A first glance at the visualisation suggests that the Hadoop, Data Science and Big Data groups have the most overlap which seems to make sense as they do cover quite similar topics.

Thanks to Nicole for the library and the idea of the visualisation. Now we need to do some more analysis on the data to see if there are any more interesting insights.

Be Sociable, Share!

Written by Mark Needham

May 31st, 2014 at 9:32 pm

Posted in R

Tagged with ,

  • Nicole White

    Awesome!!!

    I think I am going to attempt a cluster analysis of the groups based on their shared topics using one of R’s clustering functions, just to see if the clustering coincides with the groups that have high co-membership.
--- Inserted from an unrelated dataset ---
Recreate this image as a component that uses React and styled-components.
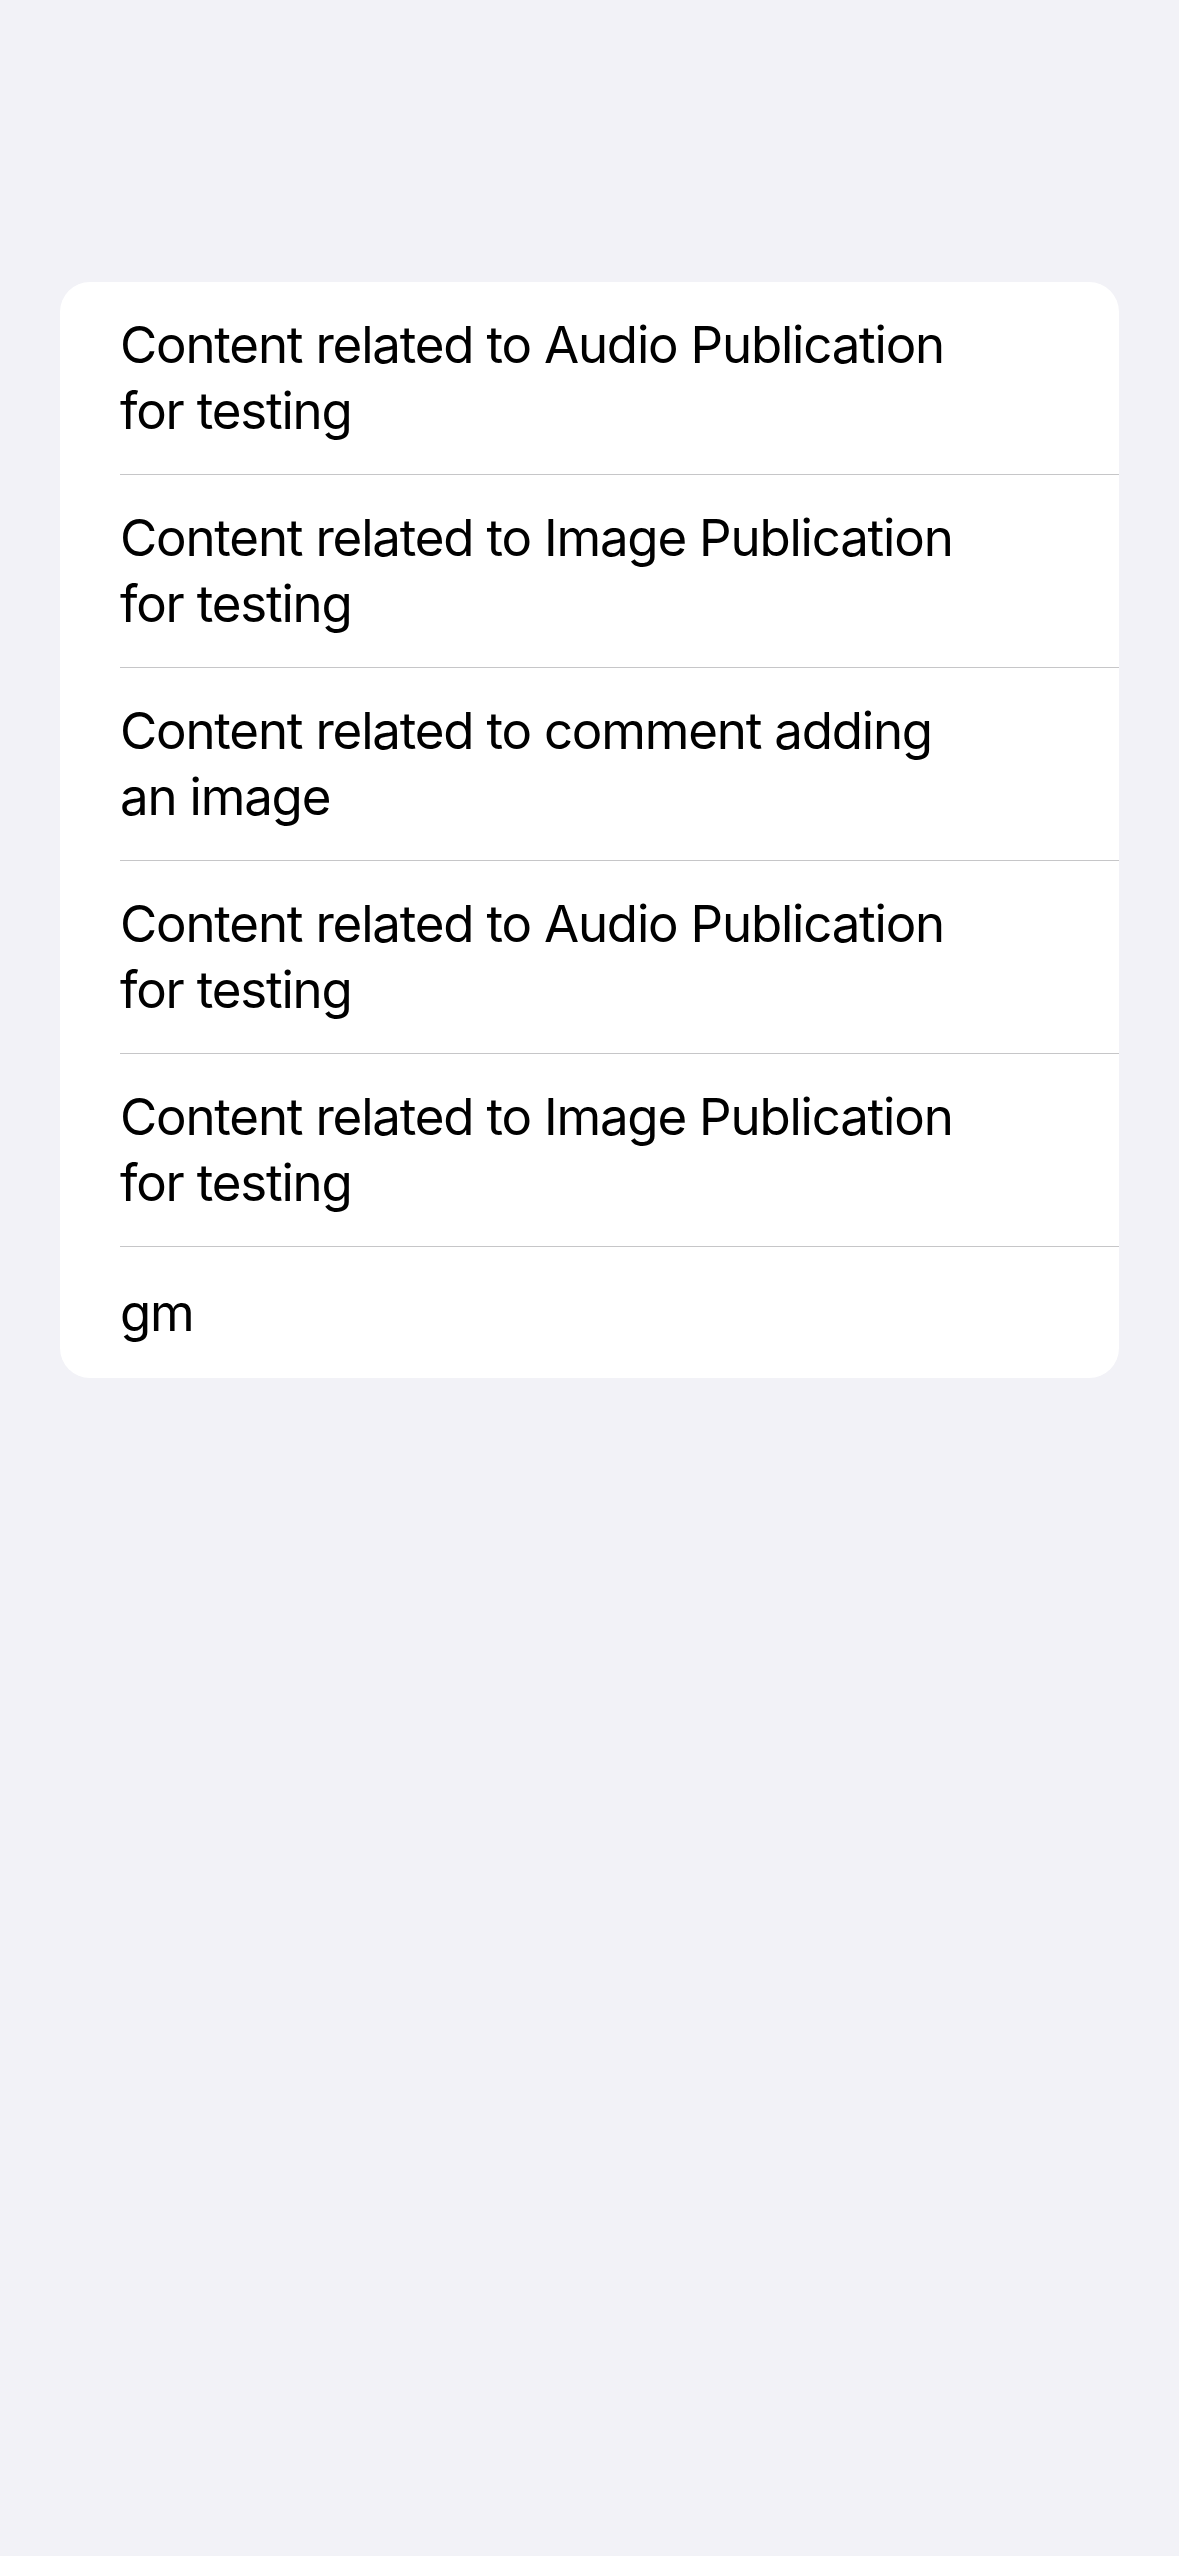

  • http://www.markhneedham.com/blog Mark Needham

    @disqus_M81U6DngQK:disqus good idea! Each user has multiple ‘INTERESTED_IN’ relationships going out to topics and the meetup groups have a ‘HAS_TOPIC’ relationship to the topic as well.

  • Jean Adams

    The visualization would benefit from the rows and columns of the matrix being sorted in some more pattern-informative way than alphabetical. See, for example the seriation package in R.

  • http://www.markhneedham.com/blog Mark Needham

    Hi @Jean, I hadn’t come across seriation before but I’m going to give that a try and then I’ll re-post hopefully with a better looking visualisation.